Jeff's favorite place in the whole world was the Air Force Museum in Dayton, Ohio. We made multiple trips there together. He made still more on his own -- one was a marathon round trip 24 hours with no sleep -- 8 hours out, 8 hours in the museum, and 8 hours home. He calculated that he could do it and not miss work, and he was determined to try. Another particular trip, that I was smart enough to stay home on, had Jeff and our mutual friend David Vanderhoof making the trek to Ohio and walking the the outside display line of aircraft in sub-zero February winds. It was so cold that the temperature affected the film in their cameras, color-shifting the pictures they took outside. But, Jeff loved being there, cold or not. We were also traveling partners on a couple of the more recent IPMS National Conventions. We drove together, top down, in Jeff's Jeep Wrangler, all the way the Atlanta. Then a year later, we did it again, only it was top down in my VW Beetle, all the way to Kansas City.

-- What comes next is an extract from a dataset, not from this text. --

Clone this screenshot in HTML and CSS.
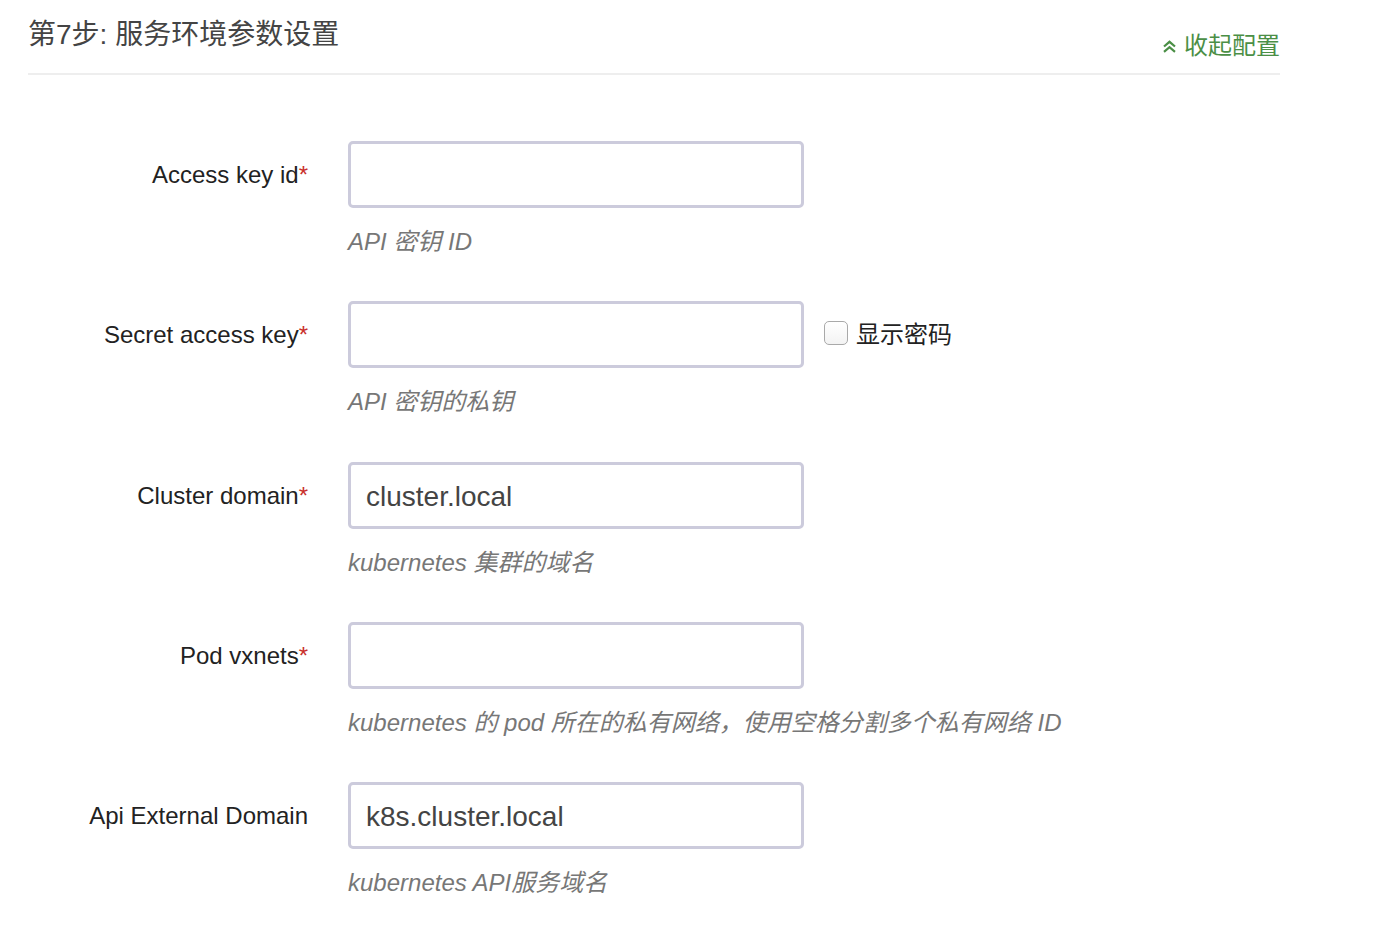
FILE: index.html
```html
<!DOCTYPE html>
<html lang="zh-CN">
<head>
<meta charset="utf-8">
<title>服务环境参数设置</title>
<link rel="stylesheet" href="styles.css">
</head>
<body>
<div class="page">
  <div class="section-header">
    <h3 class="section-title">第7步: 服务环境参数设置</h3>
    <a class="collapse-link" href="#">
      <svg class="chev" width="15" height="13" viewBox="0 0 15 13"><polyline points="2,6.5 7.5,1.8 13,6.5" fill="none" stroke="#4b8f46" stroke-width="2.2"/><polyline points="2,11.8 7.5,7.1 13,11.8" fill="none" stroke="#4b8f46" stroke-width="2.2"/></svg>
      收起配置
    </a>
  </div>

  <form class="env-form">
    <div class="form-group">
      <label class="control-label">Access key id<span class="req">*</span></label>
      <div class="controls">
        <div class="input-line"><input class="form-input" type="text" value=""></div>
        <p class="help">API 密钥 ID</p>
      </div>
    </div>

    <div class="form-group">
      <label class="control-label">Secret access key<span class="req">*</span></label>
      <div class="controls">
        <div class="input-line">
          <input class="form-input" type="password" value="">
          <label class="show-pwd"><span class="checkbox"></span>显示密码</label>
        </div>
        <p class="help">API 密钥的私钥</p>
      </div>
    </div>

    <div class="form-group">
      <label class="control-label">Cluster domain<span class="req">*</span></label>
      <div class="controls">
        <div class="input-line"><input class="form-input" type="text" value="cluster.local"></div>
        <p class="help">kubernetes 集群的域名</p>
      </div>
    </div>

    <div class="form-group">
      <label class="control-label">Pod vxnets<span class="req">*</span></label>
      <div class="controls">
        <div class="input-line"><input class="form-input" type="text" value=""></div>
        <p class="help">kubernetes 的 pod 所在的私有网络，使用空格分割多个私有网络 ID</p>
      </div>
    </div>

    <div class="form-group">
      <label class="control-label">Api External Domain</label>
      <div class="controls">
        <div class="input-line"><input class="form-input" type="text" value="k8s.cluster.local"></div>
        <p class="help">kubernetes API服务域名</p>
      </div>
    </div>
  </form>
</div>
</body>
</html>
```

FILE: styles.css
```css
* { box-sizing: border-box; }

html, body {
  margin: 0;
  padding: 0;
  background: #fff;
}

body {
  font-family: "Liberation Sans", "Noto Sans CJK SC", sans-serif;
  color: #222;
}

.page {
  padding-left: 28px;
  width: 1280px;
}

.section-header {
  display: flex;
  justify-content: space-between;
  align-items: flex-start;
  height: 75px;
  border-bottom: 2px solid #eeeeee;
}

.section-title {
  margin: 15px 0 0 0;
  font-size: 28px;
  line-height: 40px;
  font-weight: normal;
  color: #444;
}

.collapse-link {
  margin-top: 31px;
  font-size: 24px;
  line-height: 30px;
  color: #4b8f46;
  text-decoration: none;
  display: flex;
  align-items: center;
}

.chev {
  margin-right: 7px;
  margin-top: 1px;
}

.env-form {
  padding-top: 66px;
}

.form-group {
  display: flex;
  align-items: flex-start;
  height: 160.25px;
}

.control-label {
  width: 280px;
  height: 67px;
  line-height: 67px;
  text-align: right;
  font-size: 24px;
  color: #222;
}

.req {
  color: #c9302c;
}

.controls {
  margin-left: 40px;
}

.input-line {
  display: flex;
  align-items: center;
}

.form-input {
  width: 456px;
  height: 67px;
  border: 3px solid #cccbdc;
  border-radius: 5px;
  padding: 3px 15px 0 15px;
  font-family: "Liberation Sans", "Noto Sans CJK SC", sans-serif;
  font-size: 28px;
  color: #444;
  outline: none;
  background: #fff;
}

.show-pwd {
  display: flex;
  align-items: center;
  margin-left: 20px;
  margin-top: -4px;
  font-size: 24px;
  color: #222;
}

.checkbox {
  width: 24px;
  height: 24px;
  border: 1px solid #a9a9a9;
  border-radius: 5px;
  background: linear-gradient(#ffffff, #f3f3f3);
  margin-right: 8px;
}

.help {
  margin: 19px 0 0 0;
  font-size: 24px;
  line-height: 30px;
  font-style: italic;
  color: #777;
}
```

Of course, the Kansas City trip involved a one-day stop over at the Air Force Museum in Dayton...

The biggest thing Jeff taught me was his view of life. His words were "it is". Translated -- "If you can't change what something is or make any effect on a specific outcome, then IT IS -- accept it and move on." This is a profound concept, but one I have learned over the years is more right than wrong. I am really going to miss Jeff, but "it is".